The reason for animal sacrifice on ‘īd is to commemorate a great event which depicts an extraordinary expression of submission to the command of Allah – the essence of Islam. The Prophet Abraham (sws) while obeying the Almighty set a platinum example of this submission. When we offer an animal in sacrifice, we actually symbolize our intention that we are ready to lay down our lives for the cause of Allah whenever required by Him, just as His great Prophet Abraham (sws) had once done so with spirit and splendour, glory and grandeur.
v. Zakāh cannot be given to Non-Muslims
Some people are of the view that zakāh cannot be spent on Non-Muslims.
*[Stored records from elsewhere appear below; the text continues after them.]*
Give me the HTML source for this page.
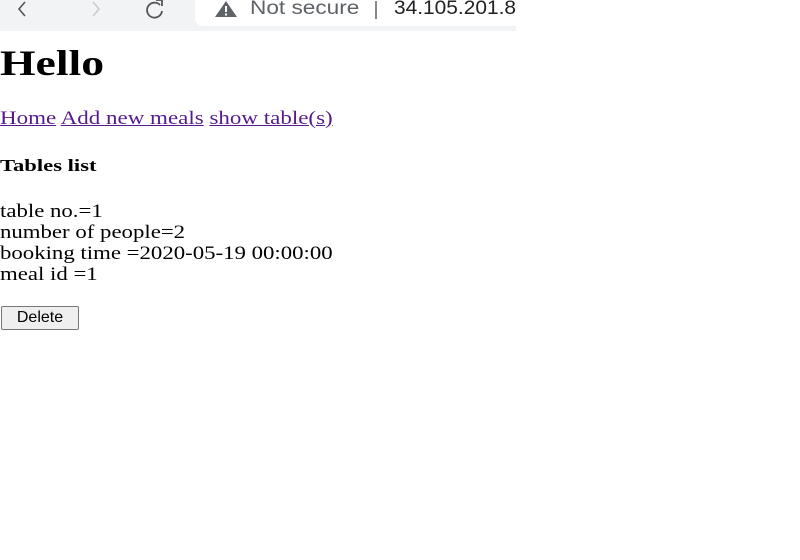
<!DOCTYPE html>
<html><head><style>
body{margin:0;width:800px;height:560px;background:#fff;font-family:"Liberation Serif",serif;color:#000;position:relative;overflow:hidden}
.bar{position:absolute;left:0;top:0;width:516px;height:31px;background:#f1f3f4}
.addr{position:absolute;left:195px;top:-10px;width:330px;height:36px;background:#fff;border-radius:8px}
.t{position:absolute;white-space:nowrap;transform-origin:0 0}
a{color:#551a8b;text-decoration:underline}
</style></head><body>
<div class="bar"></div>
<div class="addr"></div>
<svg class="t" style="left:14px;top:0" width="20" height="20"><path d="M11 2 L5 9 L11 16" stroke="#555" stroke-width="1.6" fill="none"/></svg>
<svg class="t" style="left:88px;top:0" width="20" height="20"><path d="M5 2 L11 9 L5 16" stroke="#ccc" stroke-width="1.6" fill="none"/></svg>
<svg class="t" style="left:140px;top:0" width="26" height="22"><path d="M20 5 A7.5 7.5 0 1 0 22 11" stroke="#555" stroke-width="1.8" fill="none"/><path d="M16 0 L22 0 L22 6" stroke="#555" stroke-width="1.8" fill="none"/></svg>
<svg class="t" style="left:214px;top:0" width="26" height="18"><path d="M12 1 L23 17 L1 17 Z" fill="#5f6368"/><rect x="11" y="6" width="2" height="6" fill="#fff"/><rect x="11" y="13.5" width="2" height="2" fill="#fff"/></svg>
<div class="t" style="left:250px;top:-2px;font:19px 'Liberation Sans',sans-serif;color:#5f6368;transform:scaleX(1.19)">Not secure</div>
<div class="t" style="left:375px;top:1px;width:1.5px;height:18px;background:#888"></div>
<div class="t" style="left:394px;top:-2px;font:19px 'Liberation Sans',sans-serif;color:#202124;transform:scaleX(1.1)">34.105.201.8</div>
<div class="t" style="left:0;top:42px;font-size:36px;font-weight:bold;transform:scaleX(1.27)">Hello</div>
<div class="t" style="left:0;top:108px;font-size:19px;transform:scaleX(1.21)"><a>Home</a> <a>Add new meals</a> <a>show table(s)</a></div>
<div class="t" style="left:0;top:156px;font-size:17px;font-weight:bold;transform:scaleX(1.33)">Tables list</div>
<div class="t" style="left:0;top:201px;font-size:19px;line-height:21px;transform:scaleX(1.2)">table no.=1<br>number of people=2<br>booking time =2020-05-19 00:00:00<br>meal id =1</div>
<div class="t" style="left:1px;top:306px;width:78px;height:24px;border:1px solid #767676;background:#efefef;box-sizing:border-box;border-radius:2px;font:16px 'Liberation Sans',sans-serif;text-align:center;line-height:22px">Delete</div>
</body></html>
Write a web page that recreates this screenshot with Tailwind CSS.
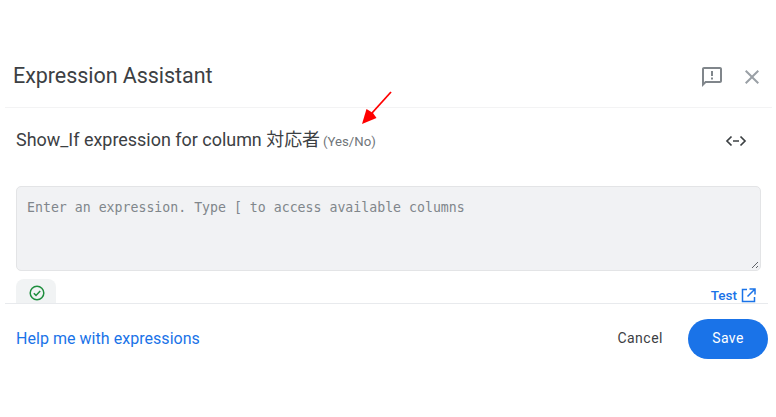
<!DOCTYPE html>
<html lang="en">
<head>
  <meta charset="UTF-8" />
  <title>Expression Assistant</title>
  <script src="https://cdn.jsdelivr.net/npm/@tailwindcss/browser@4"></script>
</head>
<body class="relative w-[776px] h-[417px] overflow-hidden bg-white font-['Roboto','Noto_Sans_CJK_JP',sans-serif] text-[#3c4043]">

  <!-- header -->
  <header class="mt-[49px] ml-[5px] mr-[4px] h-[59px] pl-2 pr-[8px] pb-[4px] flex items-center justify-between border-b border-[#f3f3f4]">
    <h1 class="text-[21.500px] leading-[54px] text-[#3c4043] tracking-[-0.050px]">Expression Assistant</h1>
    <div class="flex items-center gap-[16px] pt-[2px]">
      <svg class="w-[24px] h-[24px] text-[#80868b]" viewBox="0 0 24 24" fill="currentColor"><path d="M20 2H4c-1.100 0-2 .900-2 2v18l4-4h14c1.100 0 2-.900 2-2V4c0-1.100-.900-2-2-2zm0 14H5.200L4 17.200V4h16v12z"/><path d="M11 6h2v5h-2zM11 12.500h2v2h-2z"/></svg>
      <svg class="w-[24px] h-[24px] text-[#9aa0a6]" viewBox="0 0 24 24" fill="currentColor"><path d="M19 6.410 17.590 5 12 10.590 6.410 5 5 6.410 10.590 12 5 17.590 6.410 19 12 13.410 17.590 19 19 17.590 13.410 12z"/></svg>
    </div>
  </header>

  <!-- column line -->
  <div class="h-[66px] pl-4 pr-[28px] flex items-center justify-between">
    <p class="pb-[2px] text-[17.950px] text-[#3c4043]">Show_If expression for column 対応者<span class="ml-[3px] text-[13.200px] text-[#70757a]">(Yes/No)</span></p>
    <svg class="w-[24px] h-[24px] text-[#3c4043]" viewBox="0 0 24 24" fill="none" stroke="currentColor" stroke-width="1.700"><path d="M7.500 7.500 3 12l4.500 4.500M16.500 7.500 21 12l-4.500 4.500M9 12h6"/></svg>
  </div>

  <!-- expression box -->
  <div class="mt-[12px] ml-4 mr-[15px] h-[85px] rounded-[5px] border border-[#e3e4e6] bg-[#f1f2f4] relative px-[10px] pt-[12px] font-['DejaVu_Sans_Mono',monospace] text-[13.230px] leading-[18px] text-[#80868b]">
    Enter an expression. Type [ to access available columns
    <svg class="absolute right-[1px] bottom-[1px] w-[8px] h-[8px] text-[#5f6368]" viewBox="0 0 8 8" stroke="currentColor" fill="none"><path d="M1 7 7 1M5 7l2-2"/></svg>
  </div>

  <!-- status row -->
  <div class="mt-[8px] mx-4 h-[24px] flex justify-between">
    <div class="w-[40px] h-[24px] rounded-t-[8px] bg-[#f1f3f4] pl-[13px] pt-[6px]">
      <svg class="w-[16px] h-[16px] text-[#1e8e3e]" viewBox="0 0 16 16" fill="none" stroke="currentColor" stroke-width="1.500"><circle cx="8" cy="8" r="6.800"/><path d="M4.800 8.200l2.200 2.200 4.200-4.400"/></svg>
    </div>
    <a href="#" class="flex items-start pt-[8px] gap-[4px] mr-[4px] text-[13.500px] leading-[16px] font-medium text-[#1a73e8]">Test
      <svg class="w-[15px] h-[15px] mt-[1px]" viewBox="0 0 15 15" fill="none" stroke="currentColor" stroke-width="1.500"><path d="M6 1.500H1.500v12h12V9M8.500 1H14v5.500M14 1 6.500 8.500"/></svg>
    </a>
  </div>

  <!-- footer -->
  <footer class="ml-[5px] mr-[8px] h-[70px] border-t border-[#e8eaed] pl-[11px] flex items-center justify-between">
    <a href="#" class="text-[16px] tracking-[0.040px] text-[#1a73e8]">Help me with expressions</a>
    <div class="flex items-center gap-[25px]">
      <button class="text-[14px] tracking-[0.500px] text-[#3c4043]">Cancel</button>
      <button class="w-[80px] h-[40px] rounded-full bg-[#1a73e8] text-white text-[14px] tracking-[0.400px]">Save</button>
    </div>
  </footer>

  <!-- annotation arrow -->
  <svg class="absolute left-[355px] top-[85px] w-[44px] h-[44px] text-[#f00]" viewBox="0 0 44 44" fill="currentColor">
    <path d="M36 7 17 28" stroke="currentColor" stroke-width="1.800" fill="none"/>
    <path d="M7 39l4.500-15 6.500 4 3.500 5z"/>
  </svg>
</body>
</html>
This view is not correct.
The following Qur’ānic verse spells out the heads under which zakāh can be expended:
إِنَّمَا الصَّدَقَاتُ لِلْفُقَرَاء وَالْمَسَاكِينِ وَالْعَامِلِينَ عَلَيْهَا وَالْمُؤَلَّفَةِ قُلُوبُهُمْ وَفِي الرِّقَابِ وَالْغَارِمِينَ وَفِي سَبِيلِ اللّهِ وَابْنِ السَّبِيلِ فَرِيضَةً مِّنَ اللّهِ وَاللّهُ عَلِيمٌ حَكِيمٌ (60:9)
Zakāhis only for the poor and the needy, and for those who are ‘āmils over it, and for those whose hearts are to be reconciled [to the truth], and for the emancipation of the slaves and for those who have been inflicted with losses and for the way of Allah and for the wayfarers. (9:60)
It is evident from the verse quoted above that the Qur’ān does not discriminate between the recipients of zakāh on the basis of their beliefs or religion. In other words, zakāh money can be given to any needy person whatever his religion is.